What These Tools Don’t Replace
Being honest about limitations matters here, because overselling AI testing tools does teams a disservice.
These tools are excellent at volume generating large numbers of test cases quickly, covering edge cases that humans miss, and keeping test suites current as applications change. What they’re not good at is intent. An AI tool captures what your application does. It can’t tell you whether what your application does is actually correct.
If there’s a logical error in the business logic if a calculation is wrong or a workflow is missing a required step a generated test will validate the broken behavior rather than flag it. A human being who understands what the software is supposed to do is still necessary to catch that kind of error.
The teams getting the most out of AI testing tools are the ones treating them as force multipliers rather than replacements. The AI handles the mechanical work of test creation and maintenance. The engineers focus on the judgment work reviewing generated tests, identifying scenarios the tool missed, and making sure the coverage aligns with actual business requirements.
The Shift in How QA Works
There’s a broader change happening here that goes beyond any individual tool. AI testing is shifting QA from being a stage that happens after development to something that runs continuously alongside it. Tests are generated automatically as code changes, coverage is maintained without manual effort, and problems surface earlier in the development process when they’re cheaper to fix.

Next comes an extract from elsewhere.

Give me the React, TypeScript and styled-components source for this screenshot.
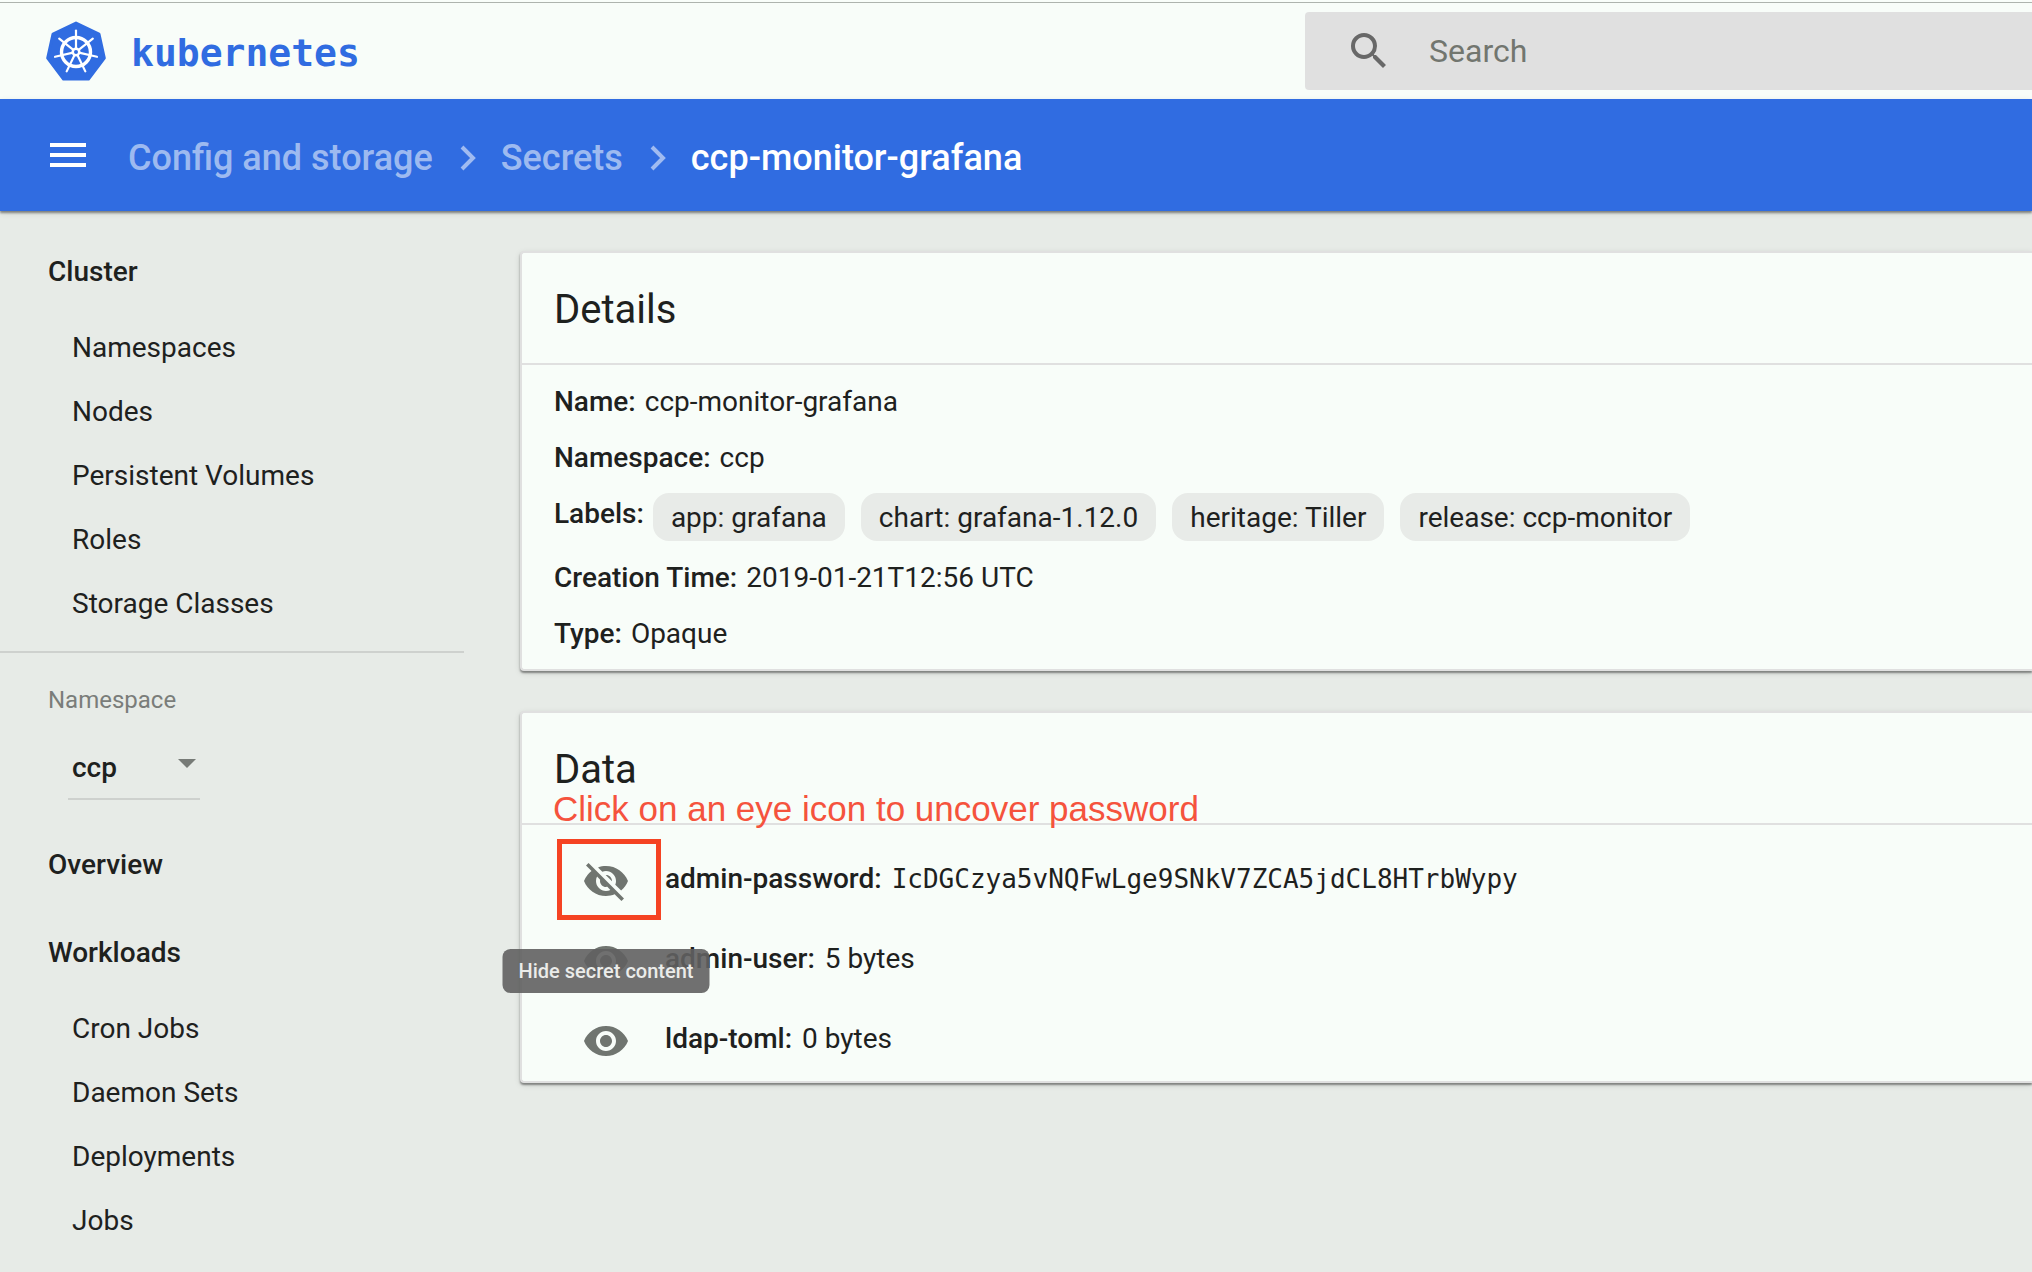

This is sometimes called shift-left testing the idea that quality assurance should move earlier in the development cycle rather than being a gate at the end. AI tools make this practical in a way that was difficult before, because the cost of maintaining comprehensive early-stage test coverage drops significantly when generation and maintenance are automated.
For development teams that have been accepting a quiet tradeoff between speed and quality for years, that’s a meaningful change. Not a silver bullet but a genuine improvement in the economics of building reliable software.